To combat the limitations of the developer brain, complex websites should be supported by automated tests. These are tests written in code that test the rest of the code. Modern systems like RSPEC and Capybara make this surprisingly easy and the tipping point of complexity where these become worthwhile is surprisingly low. Automated tests are best run using a continuous integration service that runs the tests when a code change is pushed to the repo. The results can then be sent as notifications or directly to the code management console on github.
Error Tracking & Uptime monitoring
Even with automated tests, things go wrong. Errors logged to servers is great, but ideally you want a full stack trace, collate similar errors and to notify the relevant person. Error tracking software like Rollbar saves downtime and money by making debugging all the wonderful new ways users find to break a site easy. Uptime monitoring alerts Sys admins when the site is down. Ideal when the fault is more widespread or server based when an exception tracking service would be disabled.
Hosting & Deployment
Hosting. It's just a server box with your code on it right? Predictably, no. The server is comprised of the Hardware and software. It includes your database software, web server software. Quite a bit can go wrong with a server that has nothing to do with the application code. Network outages, firewall issues, hardware failure etc. This needs to be managed. Good hosting solutions should also have flexibility in the versions of components installed and easy ways to add components and integrations. Currently, Heroku.com is unmatched in this.

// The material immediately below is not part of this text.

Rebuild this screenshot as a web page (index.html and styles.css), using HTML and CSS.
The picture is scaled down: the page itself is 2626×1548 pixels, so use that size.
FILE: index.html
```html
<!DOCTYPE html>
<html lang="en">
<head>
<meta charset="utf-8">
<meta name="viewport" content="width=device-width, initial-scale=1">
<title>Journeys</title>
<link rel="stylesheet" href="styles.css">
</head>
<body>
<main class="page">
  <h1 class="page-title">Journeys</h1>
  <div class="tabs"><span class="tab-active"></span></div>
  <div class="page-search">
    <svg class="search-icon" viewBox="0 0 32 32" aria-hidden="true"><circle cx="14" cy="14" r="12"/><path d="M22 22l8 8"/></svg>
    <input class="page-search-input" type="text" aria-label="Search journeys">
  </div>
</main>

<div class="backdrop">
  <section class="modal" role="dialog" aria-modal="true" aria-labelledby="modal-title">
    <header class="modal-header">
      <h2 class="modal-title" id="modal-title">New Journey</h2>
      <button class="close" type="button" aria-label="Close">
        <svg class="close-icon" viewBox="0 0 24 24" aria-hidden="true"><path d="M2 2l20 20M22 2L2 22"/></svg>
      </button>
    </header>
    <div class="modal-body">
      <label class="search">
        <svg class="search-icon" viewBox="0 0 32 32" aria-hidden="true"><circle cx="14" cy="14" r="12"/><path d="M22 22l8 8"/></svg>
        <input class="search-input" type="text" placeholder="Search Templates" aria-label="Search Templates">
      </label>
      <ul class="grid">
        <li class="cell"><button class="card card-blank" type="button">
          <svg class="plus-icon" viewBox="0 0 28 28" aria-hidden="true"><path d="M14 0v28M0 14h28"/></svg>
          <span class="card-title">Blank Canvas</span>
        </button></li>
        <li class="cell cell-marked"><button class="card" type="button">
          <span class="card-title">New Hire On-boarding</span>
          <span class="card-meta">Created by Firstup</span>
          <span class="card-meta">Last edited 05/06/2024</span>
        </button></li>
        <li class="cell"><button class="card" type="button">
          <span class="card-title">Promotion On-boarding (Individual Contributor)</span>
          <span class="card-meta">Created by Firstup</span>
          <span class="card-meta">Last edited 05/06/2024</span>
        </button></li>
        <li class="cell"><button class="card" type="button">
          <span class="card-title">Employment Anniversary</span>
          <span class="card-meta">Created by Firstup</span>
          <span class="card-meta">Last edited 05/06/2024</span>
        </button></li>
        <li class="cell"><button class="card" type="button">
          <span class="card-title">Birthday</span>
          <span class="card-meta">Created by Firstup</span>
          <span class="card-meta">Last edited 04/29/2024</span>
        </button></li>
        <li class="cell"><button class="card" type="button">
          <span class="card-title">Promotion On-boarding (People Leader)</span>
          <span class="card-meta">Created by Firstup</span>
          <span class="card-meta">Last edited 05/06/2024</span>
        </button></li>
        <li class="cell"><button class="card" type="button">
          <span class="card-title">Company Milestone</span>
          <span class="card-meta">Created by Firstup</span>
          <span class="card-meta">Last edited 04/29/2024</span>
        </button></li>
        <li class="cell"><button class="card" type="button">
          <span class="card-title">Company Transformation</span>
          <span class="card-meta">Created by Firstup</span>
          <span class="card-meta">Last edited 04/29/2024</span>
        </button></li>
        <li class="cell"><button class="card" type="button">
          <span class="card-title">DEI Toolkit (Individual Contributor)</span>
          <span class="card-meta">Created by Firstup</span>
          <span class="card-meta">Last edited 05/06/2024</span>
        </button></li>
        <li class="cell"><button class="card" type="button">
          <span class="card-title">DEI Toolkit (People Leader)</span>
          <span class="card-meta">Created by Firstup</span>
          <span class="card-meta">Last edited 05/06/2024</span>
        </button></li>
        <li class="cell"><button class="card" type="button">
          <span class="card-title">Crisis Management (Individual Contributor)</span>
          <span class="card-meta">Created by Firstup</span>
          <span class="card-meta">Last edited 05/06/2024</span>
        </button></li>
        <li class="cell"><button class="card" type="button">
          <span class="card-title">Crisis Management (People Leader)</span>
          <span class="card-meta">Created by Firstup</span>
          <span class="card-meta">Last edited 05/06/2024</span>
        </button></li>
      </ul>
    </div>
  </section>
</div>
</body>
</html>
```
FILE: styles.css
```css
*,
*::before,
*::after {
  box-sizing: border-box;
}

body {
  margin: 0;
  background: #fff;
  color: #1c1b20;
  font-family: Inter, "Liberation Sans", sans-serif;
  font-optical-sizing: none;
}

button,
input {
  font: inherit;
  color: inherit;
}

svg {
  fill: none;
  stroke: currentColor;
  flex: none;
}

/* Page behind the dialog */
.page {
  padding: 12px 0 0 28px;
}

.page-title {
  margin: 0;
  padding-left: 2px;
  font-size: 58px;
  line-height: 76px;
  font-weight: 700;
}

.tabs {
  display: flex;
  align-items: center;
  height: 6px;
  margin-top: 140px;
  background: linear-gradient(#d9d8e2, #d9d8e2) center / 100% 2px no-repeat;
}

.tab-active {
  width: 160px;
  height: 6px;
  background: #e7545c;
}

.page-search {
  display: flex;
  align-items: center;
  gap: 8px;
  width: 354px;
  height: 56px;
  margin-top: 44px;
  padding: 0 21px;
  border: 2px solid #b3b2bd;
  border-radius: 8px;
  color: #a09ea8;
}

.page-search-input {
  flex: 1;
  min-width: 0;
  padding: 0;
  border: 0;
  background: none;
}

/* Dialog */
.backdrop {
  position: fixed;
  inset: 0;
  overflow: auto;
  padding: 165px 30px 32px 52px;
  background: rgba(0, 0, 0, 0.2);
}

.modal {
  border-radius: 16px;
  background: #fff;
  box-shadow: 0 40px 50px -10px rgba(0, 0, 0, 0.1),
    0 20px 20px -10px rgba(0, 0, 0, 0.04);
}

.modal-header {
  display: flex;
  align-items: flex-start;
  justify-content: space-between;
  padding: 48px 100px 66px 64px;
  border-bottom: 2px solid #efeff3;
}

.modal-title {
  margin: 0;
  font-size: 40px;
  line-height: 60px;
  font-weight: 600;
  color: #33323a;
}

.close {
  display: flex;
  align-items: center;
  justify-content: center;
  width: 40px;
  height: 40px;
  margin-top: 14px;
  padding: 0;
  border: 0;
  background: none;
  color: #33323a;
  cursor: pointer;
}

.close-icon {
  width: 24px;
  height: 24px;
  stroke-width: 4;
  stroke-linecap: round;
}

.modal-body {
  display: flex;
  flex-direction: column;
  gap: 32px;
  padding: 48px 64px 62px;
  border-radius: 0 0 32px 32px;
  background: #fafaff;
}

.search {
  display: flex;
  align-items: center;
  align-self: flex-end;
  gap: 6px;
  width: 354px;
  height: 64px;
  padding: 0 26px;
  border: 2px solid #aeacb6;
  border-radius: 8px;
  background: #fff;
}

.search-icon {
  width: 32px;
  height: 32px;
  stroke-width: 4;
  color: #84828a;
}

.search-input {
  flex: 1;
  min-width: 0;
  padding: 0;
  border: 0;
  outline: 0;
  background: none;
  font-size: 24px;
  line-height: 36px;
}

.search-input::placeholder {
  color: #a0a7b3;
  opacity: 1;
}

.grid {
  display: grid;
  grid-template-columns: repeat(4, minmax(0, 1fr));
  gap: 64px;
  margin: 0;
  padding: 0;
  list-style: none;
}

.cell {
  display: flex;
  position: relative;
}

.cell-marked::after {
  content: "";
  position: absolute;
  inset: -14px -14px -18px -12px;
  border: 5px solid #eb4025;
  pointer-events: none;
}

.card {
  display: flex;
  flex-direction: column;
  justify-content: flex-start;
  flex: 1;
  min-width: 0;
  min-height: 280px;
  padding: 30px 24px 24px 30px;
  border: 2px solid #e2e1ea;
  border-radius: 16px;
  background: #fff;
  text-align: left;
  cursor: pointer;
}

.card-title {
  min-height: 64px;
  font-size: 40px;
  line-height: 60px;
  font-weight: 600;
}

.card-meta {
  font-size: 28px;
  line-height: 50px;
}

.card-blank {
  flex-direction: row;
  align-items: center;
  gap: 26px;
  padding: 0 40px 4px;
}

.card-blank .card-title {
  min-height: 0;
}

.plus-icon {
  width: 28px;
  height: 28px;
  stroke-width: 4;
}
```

Whichever server your application is on, a simple deployment process should be set up. This should handle all the dependency management in terms of application modules & versioning, code deployment, database migrations and asset management. It should be hard to get wrong and roll-backable. Famously, heroku have packaged that into one simple command that deploys via the GIT repo.
git push heroku master
... and you're live. Breathe easy. Your site is big, complicated and important but it's backed by a structure and process that can handle it... isn't it?